_Aim_
Copy each line holding the string "Tailwind".

_Provided data_
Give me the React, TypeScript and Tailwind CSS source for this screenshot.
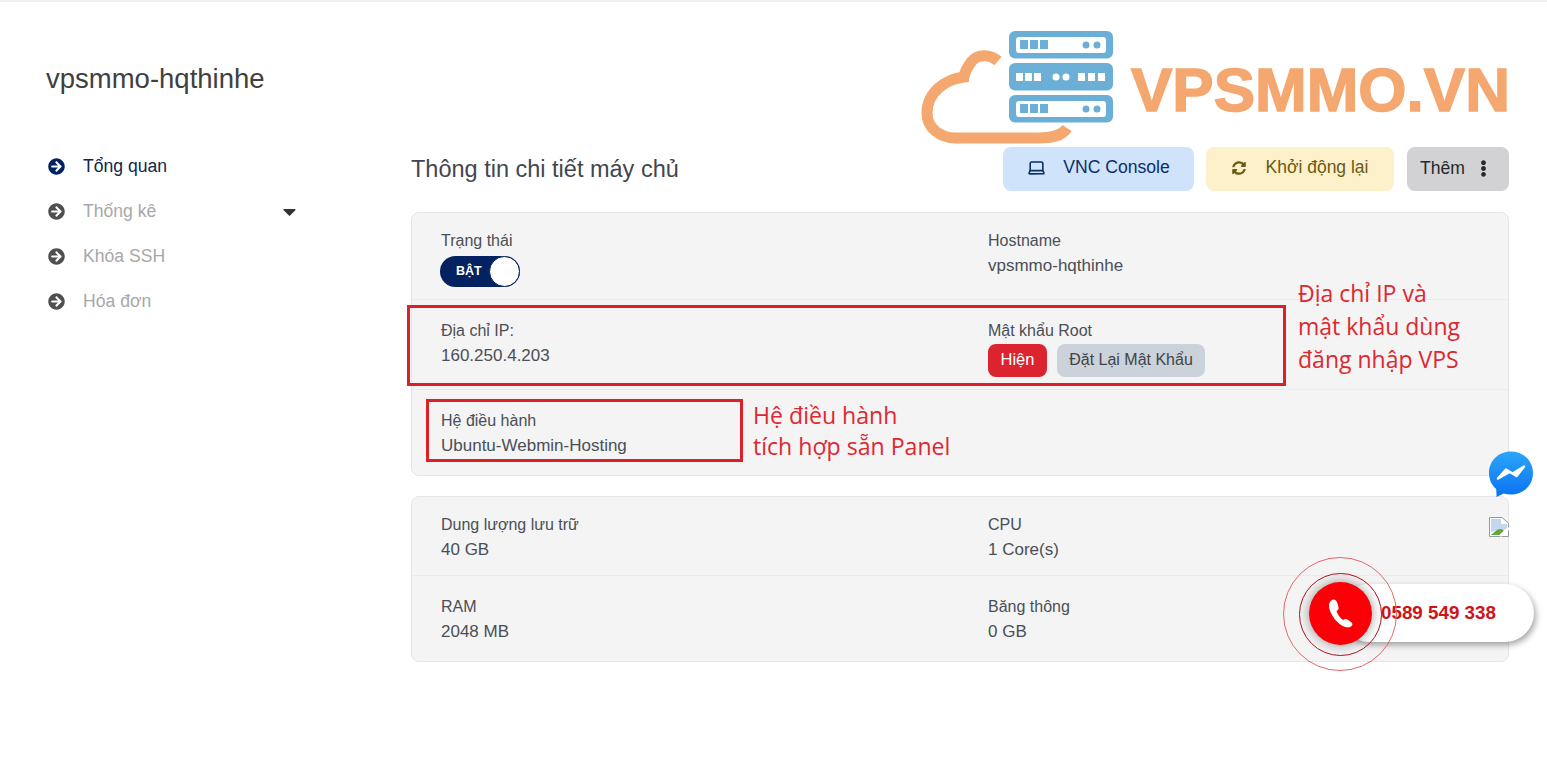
import { Laptop } from 'lucide-react';
import { FaArrowCircleRight, FaCaretDown, FaEllipsisV, FaSyncAlt } from 'react-icons/fa';

const menu = [
  { label: 'Tổng quan', active: true },
  { label: 'Thống kê', caret: true },
  { label: 'Khóa SSH' },
  { label: 'Hóa đơn' },
];

function Field({ label, value }: { label: string; value: string }) {
  return (
    <div>
      <div className="leading-[25px]">{label}</div>
      <div className="leading-[25px] text-[17px]">{value}</div>
    </div>
  );
}

function Row({ className, left, right }: { className: string; left: React.ReactNode; right?: React.ReactNode }) {
  return (
    <div className={`flex pl-[29px] border-[#ebebeb] ${className}`}>
      <div className="w-[547px]">{left}</div>
      <div>{right}</div>
    </div>
  );
}

function Logo() {
  return (
    <div className="absolute left-[920px] top-[26px] flex items-start">
      <svg width="200" height="120" viewBox="0 0 200 120" className="shrink-0">
        <path
          d="M78 33 C70 26 58 26 52 33 C48 38 45 43 44 49 C26 51 7 64 7 85 C7 100 20 110 36 110 L118 110 C132 110 142 108 147 100"
          fill="none"
          stroke="#f4a76f"
          strokeWidth="11"
        />
        {[3, 35, 67].map((y, i) => (
          <g key={y}>
            <rect x="89" y={y} width="104" height="27.5" rx="6" fill="#6bafd6" />
            {i === 1 ? (
              <>
                {[96, 105, 114, 158, 168, 178].map((x) => (
                  <rect key={x} x={x} y={y + 10} width="7" height="8" fill="#fff" />
                ))}
                <circle cx="136" cy={y + 14} r="3.5" fill="#fff" />
                <circle cx="146" cy={y + 14} r="3.5" fill="#fff" />
              </>
            ) : (
              <>
                <rect x="96" y={y + 6} width="90" height="16" rx="3" fill="#fff" />
                {[100, 110, 120].map((x) => (
                  <rect key={x} x={x} y={y + 9} width="8" height="9" fill="#6bafd6" />
                ))}
                <circle cx="166" cy={y + 14} r="3.5" fill="#6bafd6" />
                <circle cx="177" cy={y + 14} r="3.5" fill="#6bafd6" />
              </>
            )}
          </g>
        ))}
      </svg>
      <span className="ml-[11px] mt-[27px] text-[62px] leading-[70px] font-bold text-[#f4a76f] whitespace-nowrap [-webkit-text-stroke:1.5px_#f4a76f]">VPSMMO.VN</span>
    </div>
  );
}

function Messenger() {
  return (
    <svg width="46" height="47" viewBox="0 0 46 47" className="absolute left-[1488px] top-[449px]">
      <defs>
        <linearGradient id="msg" x1="0" y1="0" x2="0" y2="1">
          <stop offset="0" stopColor="#2ba6f9" />
          <stop offset="1" stopColor="#0a72f2" />
        </linearGradient>
      </defs>
      <path d="M23 0.5 C10.5 0.5 1 9.7 1 22 C1 28.6 3.7 34.2 8.2 38.1 L8.6 46 L15.6 42.6 C18 43.3 20.4 43.6 23 43.6 C35.5 43.6 45 34.3 45 22 C45 9.7 35.5 0.5 23 0.5 Z" fill="url(#msg)" />
      <path d="M10 27.5 L18 18.5 L24.5 22.5 L36 15.5 L28.5 25 L21.5 20.8 Z" fill="#fff" stroke="#fff" strokeWidth="2.5" strokeLinejoin="round" />
    </svg>
  );
}

function BrokenImage() {
  return (
    <svg width="20" height="20" viewBox="0 0 20 20" className="absolute left-[1489px] top-[515px]">
      <path d="M0.5 0.5 H13 L19.5 6 V19.5 H0.5 Z" fill="#fff" stroke="#9a9a9a" />
      <path d="M2 2 H12 V7 H18 V12 L2 15 Z" fill="#c5d7ee" />
      <path d="M2 18 L8 13 C11 11 14 12 15 14 L11 18 Z" fill="#5fa83e" />
      <path d="M11 19 L20 11" stroke="#fff" strokeWidth="2.5" />
    </svg>
  );
}

function CallWidget() {
  return (
    <div className="absolute left-[1283px] top-[554px] w-[264px] h-[118px]">
      <div className="absolute left-[57px] top-[28px] w-[194px] h-[58px] rounded-full bg-white shadow-[2px_3px_6px_rgba(0,0,0,0.35)]" />
      <div className="absolute left-[98px] top-[44px] text-[18.8px] leading-[25px] font-bold text-[#cf1418] whitespace-nowrap">0589 549 338</div>
      <div className="absolute left-[16px] top-[17px] w-[83px] h-[83px] rounded-full border-[1.5px] border-[#b4141c]" />
      <div className="absolute left-[0px] top-[1px] w-[114px] h-[114px] rounded-full border-[1.5px] border-[#e5666c]" />
      <div className="absolute left-[26px] top-[26px] w-[63px] h-[63px] rounded-full bg-[#fb0007] shadow-[0_0_12px_rgba(0,0,0,0.4)] flex items-center justify-center">
        <svg width="27" height="31" viewBox="0 0 27 31" fill="#fff">
          <path d="M5 2 C7 1 9 2 10 4 L11.5 9 C12 11 11 12 9.5 13 C10.5 16.5 13 20 16 22 C17.5 21 19 20.5 20.5 21.5 L24.5 24.5 C26 26 25.5 27.5 24 28.5 C21.5 30 18 29.5 14 27 C8 23 3 15 2 9 C1.5 6 3 3 5 2 Z" />
        </svg>
      </div>
    </div>
  );
}

export default function App() {
  return (
    <div className="relative h-[776px] w-[1547px] overflow-hidden bg-white border-t-2 border-[#eeeeee] text-[#4a4f55] text-[16px] font-['Liberation_Sans',Arial,sans-serif]">
      <div className="flex">
        <aside className="w-[411px] shrink-0 pl-[46px] pt-[59px]">
          <h1 className="text-[27.5px] leading-[36px] text-[#404040]">vpsmmo-hqthinhe</h1>
          <nav className="mt-[47px] pl-[2px]">
            {menu.map((item) => (
              <div key={item.label} className="flex items-center h-[45px] w-[252px]">
                <FaArrowCircleRight className={`text-[17px] ${item.active ? 'text-[#04225f]' : 'text-[#4f4f4f]'}`} />
                <span className={`ml-[18px] text-[17.6px] ${item.active ? 'text-[#10264f]' : 'text-[#a8a8a8]'}`}>{item.label}</span>
                {item.caret && <FaCaretDown className="ml-auto text-[#333] text-[21px]" />}
              </div>
            ))}
          </nav>
        </aside>

        <main className="w-[1098px] pt-[145px]">
          <div className="flex items-center h-[44px]">
            <h2 className="pt-[2px] text-[23.5px] text-[#43474d]">Thông tin chi tiết máy chủ</h2>
            <button className="ml-auto w-[191px] h-[44px] pb-[3px] rounded-lg bg-[#cfe4fa] text-[#0b2d6b] text-[17.6px] flex items-center justify-center gap-[17px]">
              <Laptop size={19} strokeWidth={2} />
              VNC Console
            </button>
            <button className="ml-[12px] w-[188px] h-[44px] pb-[3px] rounded-lg bg-[#fdf1cc] text-[#6b5a12] text-[17.5px] flex items-center justify-center gap-[20px]">
              <FaSyncAlt className="text-[14px]" />
              Khởi động lại
            </button>
            <button className="ml-[13px] w-[102px] h-[44px] pb-[2px] pl-[13px] rounded-lg bg-[#d2d2d4] text-[#26282b] text-[17.6px] flex items-center gap-[10px]">
              Thêm
              <FaEllipsisV className="text-[17px]" />
            </button>
          </div>

          <section className="mt-[21px] h-[264px] rounded-lg border border-[#e6e6e6] bg-[#f4f4f5]">
            <Row
              className="h-[87px] pt-[15px] border-b"
              left={
                <>
                  <div className="leading-[25px]">Trạng thái</div>
                  <div className="mt-[3px] -ml-px relative w-[80px] h-[31px] rounded-full bg-[#04225f] flex items-center">
                    <span className="ml-[16px] text-white text-[12.5px] font-bold">BẬT</span>
                    <span className="absolute right-0 top-0 w-[31px] h-[31px] rounded-full bg-white border border-[#04225f]" />
                  </div>
                </>
              }
              right={<Field label="Hostname" value="vpsmmo-hqthinhe" />}
            />
            <Row
              className="h-[90px] pt-[18px] border-b"
              left={<Field label="Địa chỉ IP:" value="160.250.4.203" />}
              right={
                <>
                  <div className="leading-[25px]">Mật khẩu Root</div>
                  <div className="flex gap-[10px] mt-[1px]">
                    <button className="h-[33px] w-[59px] pb-[2px] rounded-lg bg-[#dc2430] text-white text-[16.5px]">Hiện</button>
                    <button className="h-[33px] w-[148px] pb-[2px] rounded-lg bg-[#ccd2d9] text-[#3f444a] text-[16px]">Đặt Lại Mật Khẩu</button>
                  </div>
                </>
              }
            />
            <Row className="pt-[18px]" left={<Field label="Hệ điều hành" value="Ubuntu-Webmin-Hosting" />} />
          </section>

          <section className="mt-[20px] h-[166px] rounded-lg border border-[#e6e6e6] bg-[#f4f4f5]">
            <Row
              className="h-[79px] pt-[15px] border-b"
              left={<Field label="Dung lượng lưu trữ" value="40 GB" />}
              right={<Field label="CPU" value="1 Core(s)" />}
            />
            <Row className="pt-[18px]" left={<Field label="RAM" value="2048 MB" />} right={<Field label="Băng thông" value="0 GB" />} />
          </section>
        </main>
      </div>

      <Logo />

      {/* annotations drawn on top of the screenshot */}
      <div className="absolute left-[407px] top-[303px] w-[879px] h-[81px] border-[3px] border-[#dd2027]" />
      <div className="absolute left-[426px] top-[397px] w-[317px] h-[63px] border-[3px] border-[#dd2027]" />
      <div className="absolute left-[1298px] top-[275px] text-[23px] leading-[33px] font-medium text-[#e0272f] font-['Open_Sans',sans-serif] whitespace-nowrap">
        Địa chỉ IP và<br />mật khẩu dùng<br />đăng nhập VPS
      </div>
      <div className="absolute left-[753px] top-[398px] text-[23.1px] leading-[31px] font-medium text-[#e0272f] font-['Open_Sans',sans-serif] whitespace-nowrap">
        Hệ điều hành<br />tích hợp sẵn Panel
      </div>

      <Messenger />
      <BrokenImage />
      <CallWidget />
    </div>
  );
}
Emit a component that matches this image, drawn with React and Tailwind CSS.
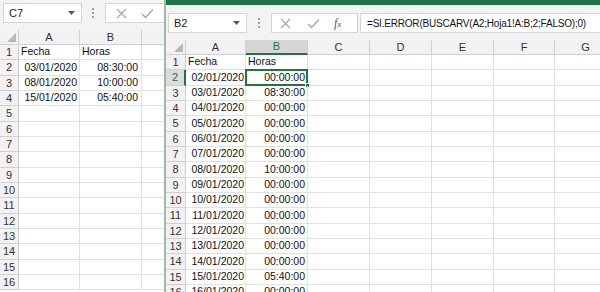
import React from 'react';

const rowH = (i) => (i % 3 === 1 ? 'h-[16px]' : 'h-[15px]');

const leftRows = [
  ['Fecha', 'Horas'],
  ['03/01/2020', '08:30:00'],
  ['08/01/2020', '10:00:00'],
  ['15/01/2020', '05:40:00'],
];

const hoursByDay = { 3: '08:30:00', 8: '10:00:00', 15: '05:40:00' };
const rightRows = [['Fecha', 'Horas']];
for (let d = 2; d <= 17; d++) {
  const dd = String(d).padStart(2, '0');
  rightRows.push([`${dd}/01/2020`, hoursByDay[d] || '00:00:00']);
}

function Cross() {
  return (
    <svg width="11" height="11" viewBox="0 0 11 11">
      <path d="M1 1 L10 10 M10 1 L1 10" stroke="#a6a6a6" strokeWidth="1.2" fill="none" />
    </svg>
  );
}

function Check() {
  return (
    <svg width="13" height="11" viewBox="0 0 13 11">
      <path d="M1 6 L4.5 9.5 L12 1.5" stroke="#a6a6a6" strokeWidth="1.3" fill="none" />
    </svg>
  );
}

function Dots() {
  return (
    <div className="flex flex-col gap-[2px]">
      <span className="w-[2px] h-[2px] bg-[#a0a0a0]" />
      <span className="w-[2px] h-[2px] bg-[#a0a0a0]" />
      <span className="w-[2px] h-[2px] bg-[#a0a0a0]" />
    </div>
  );
}

function NameBox({ name }) {
  return (
    <div className="w-[79px] h-[20px] shrink-0 bg-white border border-[#d4d4d4] flex items-center justify-between pl-[5px] pr-[6px] text-[11px] text-[#222]">
      <span>{name}</span>
      <svg width="7" height="4" viewBox="0 0 7 4">
        <path d="M0 0 L7 0 L3.5 4 Z" fill="#555" />
      </svg>
    </div>
  );
}

function Corner({ w }) {
  return (
    <div className={`${w} shrink-0 h-[15px] bg-[#f2f2f2] border-r border-b border-[#d0d0d0] flex items-end justify-end pr-[2px] pb-[2px]`}>
      <svg width="9" height="9" viewBox="0 0 9 9">
        <path d="M9 0 L9 9 L0 9 Z" fill="#b8b8b8" />
      </svg>
    </div>
  );
}

function LeftWindow() {
  const cols = ['A', 'B', 'C'];
  const widths = ['w-[61px]', 'w-[62px]', 'w-[62px]'];
  return (
    <div className="w-[164px] shrink-0 overflow-hidden flex flex-col bg-white">
      <div className="h-[30px] shrink-0 bg-[#f3f3f3] flex items-start pl-[3px] pt-[3px]">
        <NameBox name="C7" />
        <div className="ml-[10px] mt-[5px]">
          <Dots />
        </div>
        <div className="ml-[11px] w-[90px] h-[20px] shrink-0 bg-white border border-[#d4d4d4] flex items-center pl-[10px] gap-[14px]">
          <Cross />
          <Check />
        </div>
      </div>
      <div className="flex shrink-0">
        <Corner w="w-[19px]" />
        {cols.map((c, i) => (
          <div
            key={c}
            className={`${widths[i]} shrink-0 h-[15px] bg-[#f2f2f2] border-r border-b border-[#d0d0d0] flex items-center justify-center text-[11px] text-[#333]`}
          >
            {c}
          </div>
        ))}
      </div>
      {Array.from({ length: 16 }).map((_, i) => {
        const data = leftRows[i];
        const isHeader = i === 0;
        return (
          <div key={i} className={`flex shrink-0 ${rowH(i)}`}>
            <div className="w-[19px] shrink-0 bg-[#f2f2f2] border-r border-b border-[#d0d0d0] flex items-center justify-center text-[11px] text-[#333]">
              {i + 1}
            </div>
            <div className={`w-[61px] shrink-0 border-r border-b border-[#e1e1e1] flex items-center text-[10.5px] text-[#111] ${isHeader ? 'justify-start pl-[2px]' : 'justify-end pr-[2px]'}`}>
              {data ? data[0] : ''}
            </div>
            <div className={`w-[62px] shrink-0 border-r border-b border-[#e1e1e1] flex items-center text-[10.5px] text-[#111] ${isHeader ? 'justify-start pl-[2px]' : 'justify-end pr-[3px]'}`}>
              {data ? data[1] : ''}
            </div>
            <div className="w-[62px] shrink-0 border-r border-b border-[#e1e1e1]" />
          </div>
        );
      })}
    </div>
  );
}

function RightWindow() {
  const cols = [
    ['A', 'w-[60px]'],
    ['B', 'w-[62px]'],
    ['C', 'w-[62px]'],
    ['D', 'w-[62px]'],
    ['E', 'w-[62px]'],
    ['F', 'w-[61px]'],
    ['G', 'w-[62px]'],
  ];
  return (
    <div className="flex-1 min-w-0 overflow-hidden flex flex-col bg-white border-l-2 border-[#9dbaa4]">
      <div className="h-[5px] shrink-0 bg-[#217346]" />
      <div className="h-[35px] shrink-0 bg-[#f3f3f3] flex items-start pl-[2px] pt-[8px]">
        <NameBox name="B2" />
        <div className="ml-[11px] mt-[5px]">
          <Dots />
        </div>
        <div className="ml-[11px] w-[87px] h-[20px] shrink-0 bg-white border border-[#d4d4d4] flex items-center pl-[8px]">
          <Cross />
          <span className="ml-[16px]">
            <Check />
          </span>
          <span className="ml-[14px] font-['Liberation_Serif',serif] italic text-[12px] text-[#555] leading-none">
            f<span className="text-[9px]">x</span>
          </span>
        </div>
        <div className="ml-[2px] flex-1 h-[20px] bg-white border border-[#d4d4d4] border-r-0 flex items-center pl-[6px] text-[10px] tracking-[-0.2px] text-[#111] whitespace-nowrap overflow-hidden">
          =SI.ERROR(BUSCARV(A2;Hoja1!A:B;2;FALSO);0)
        </div>
      </div>
      <div className="flex shrink-0">
        <Corner w="w-[20px]" />
        {cols.map(([c, w]) => (
          <div
            key={c}
            className={`${w} shrink-0 h-[15px] border-r border-[#d0d0d0] flex items-center justify-center text-[11px] ${
              c === 'B'
                ? 'bg-[#d6d6d6] text-[#217346] border-b-2 border-b-[#217346]'
                : 'bg-[#f2f2f2] text-[#333] border-b'
            }`}
          >
            {c}
          </div>
        ))}
      </div>
      {rightRows.map((data, i) => {
        const isHeader = i === 0;
        const sel = i === 1;
        return (
          <div key={i} className={`flex shrink-0 ${rowH(i)}`}>
            <div
              className={`w-[20px] shrink-0 border-b border-[#d0d0d0] flex items-center justify-center text-[11px] ${
                sel
                  ? 'bg-[#dcdcdc] text-[#217346] border-r-2 border-r-[#217346]'
                  : 'bg-[#f2f2f2] text-[#333] border-r'
              }`}
            >
              {i + 1}
            </div>
            <div className={`w-[60px] shrink-0 border-r border-b border-[#e1e1e1] flex items-center text-[10.5px] text-[#111] ${isHeader ? 'justify-start pl-[2px]' : 'justify-end pr-[1px]'}`}>
              {data[0]}
            </div>
            <div className={`relative w-[62px] shrink-0 border-r border-b border-[#e1e1e1] flex items-center text-[10.5px] text-[#111] ${isHeader ? 'justify-start pl-[2px]' : 'justify-end pr-[2px]'}`}>
              {data[1]}
              {sel && (
                <>
                  <div className="absolute -left-[1px] -top-[1px] -right-[1px] -bottom-[1px] border-2 border-[#217346]" />
                  <div className="absolute -right-[3px] -bottom-[3px] w-[5px] h-[5px] bg-[#217346] border border-white" />
                </>
              )}
            </div>
            {cols.slice(2).map(([c, w]) => (
              <div key={c} className={`${w} shrink-0 border-r border-b border-[#e1e1e1]`} />
            ))}
          </div>
        );
      })}
    </div>
  );
}

export default function App() {
  return (
    <div className="w-[600px] h-[292px] flex overflow-hidden bg-white font-['Liberation_Sans',Arial,sans-serif]">
      <LeftWindow />
      <RightWindow />
    </div>
  );
}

_Written reply_
Give me the React, TypeScript and Tailwind CSS source for this screenshot.
Emit a component that matches this image, drawn with React and Tailwind CSS.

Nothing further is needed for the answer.